As to the nature of Nintendo's path from here, a key bellwether will be what comes of the firm's deal with DeNA, which was set in place under Iwata's tenure but clearly had buy-in from the company's senior staff - including Kimishima, Miyamoto and Takeda. Takeda's promotion and his increasing public prominence likely draws a line under speculation that the company will leave the hardware space, so the partnership with DeNA will function alongside its future hardware efforts; how exactly those things interact and how they can be made to appeal to a global audience, not just the Japanese market, are key questions that will define Nintendo's future under Kimishima.

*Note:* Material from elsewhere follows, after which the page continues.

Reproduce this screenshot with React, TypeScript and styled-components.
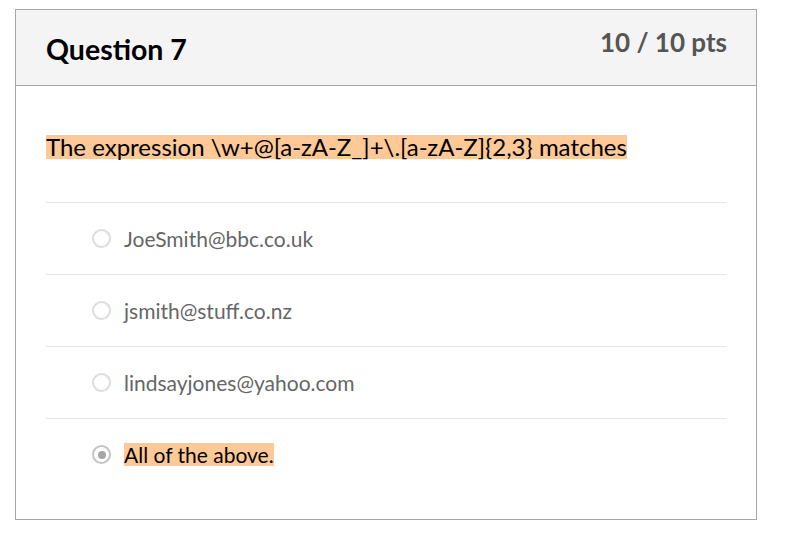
import * as React from 'react'
import styled, { createGlobalStyle } from 'styled-components'

const Global = createGlobalStyle`
  body {
    margin: 0;
    background: #fff;
    font-family: Lato, "Open Sans", sans-serif;
  }
`

const Page = styled.div`
  padding: 9px 0 0 15px;
`

const Card = styled.div`
  width: 740px;
  border: 1px solid #a6a6a6;
  background: #fff;
`

const Header = styled.div`
  height: 76px;
  background: #f4f4f4;
  border-bottom: 1px solid #a6a6a6;
  display: flex;
  justify-content: space-between;
  align-items: flex-start;
  padding: 0 29px 0 30px;
  box-sizing: border-box;
`

const Title = styled.h2`
  margin: 22px 0 0;
  font-size: 28.5px;
  line-height: normal;
  font-weight: 700;
  color: #000;
`

const Points = styled.div`
  margin-top: 16px;
  font-size: 26px;
  line-height: normal;
  font-weight: 700;
  color: #555;
`

const Body = styled.div`
  padding: 49px 29px 29px 30px;
`

const Prompt = styled.div`
  font-size: 24px;
  line-height: 24px;
  color: #000;
  margin-bottom: 43px;
`

const Mark = styled.span`
  display: inline-block;
  background: #fec897;
`

const Row = styled.div`
  height: 71px;
  border-top: 1px solid #e6e6e6;
  display: flex;
  align-items: center;
  padding-left: 46px;
`

const Radio = styled.span<{ $checked?: boolean }>`
  width: 19px;
  height: 19px;
  border-radius: 50%;
  border: 2px solid ${(p) => (p.$checked ? '#c4c4c4' : '#dcdcdc')};
  box-sizing: border-box;
  margin-right: 13px;
  display: flex;
  align-items: center;
  justify-content: center;

  &::after {
    content: '';
    display: ${(p) => (p.$checked ? 'block' : 'none')};
    width: 8px;
    height: 8px;
    border-radius: 50%;
    background: #a6a6a6;
  }
`

const Label = styled.span<{ $checked?: boolean }>`
  display: inline-block;
  font-size: 21px;
  line-height: 23px;
  color: ${(p) => (p.$checked ? '#000' : '#666')};
  background: ${(p) => (p.$checked ? '#fec897' : 'transparent')};
`

const answers = [
  { text: 'JoeSmith@bbc.co.uk' },
  { text: 'jsmith@stuff.co.nz' },
  { text: 'lindsayjones@yahoo.com' },
  { text: 'All of the above.', checked: true },
]

export default function App() {
  return (
    <Page>
      <Global />
      <Card>
        <Header>
          <Title>Question 7</Title>
          <Points>10 / 10 pts</Points>
        </Header>
        <Body>
          <Prompt>
            <Mark>The expression \w+@[a-zA-Z_]+\.[a-zA-Z]{'{2,3}'} matches</Mark>
          </Prompt>
          {answers.map((a) => (
            <Row key={a.text}>
              <Radio $checked={a.checked} />
              <Label $checked={a.checked}>{a.text}</Label>
            </Row>
          ))}
        </Body>
      </Card>
    </Page>
  )
}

The reaction in the consumer press and especially in the comment threads of consumer sites to this appointment is a little predictable; "little-known former banker replaces a beloved former developer at the head of Nintendo" doesn't play well to the public gallery. Kimishima, however, comes with a wealth of exactly the kind of experience Nintendo needs right now, with a roadmap (or at least a partial roadmap) established by Iwata before his untimely death, and with the support of Miyamoto and Takeda, two of the industry's best creative minds. No doubt there are hard decisions on the road ahead, but this is an appointment worth being cautiously optimistic about.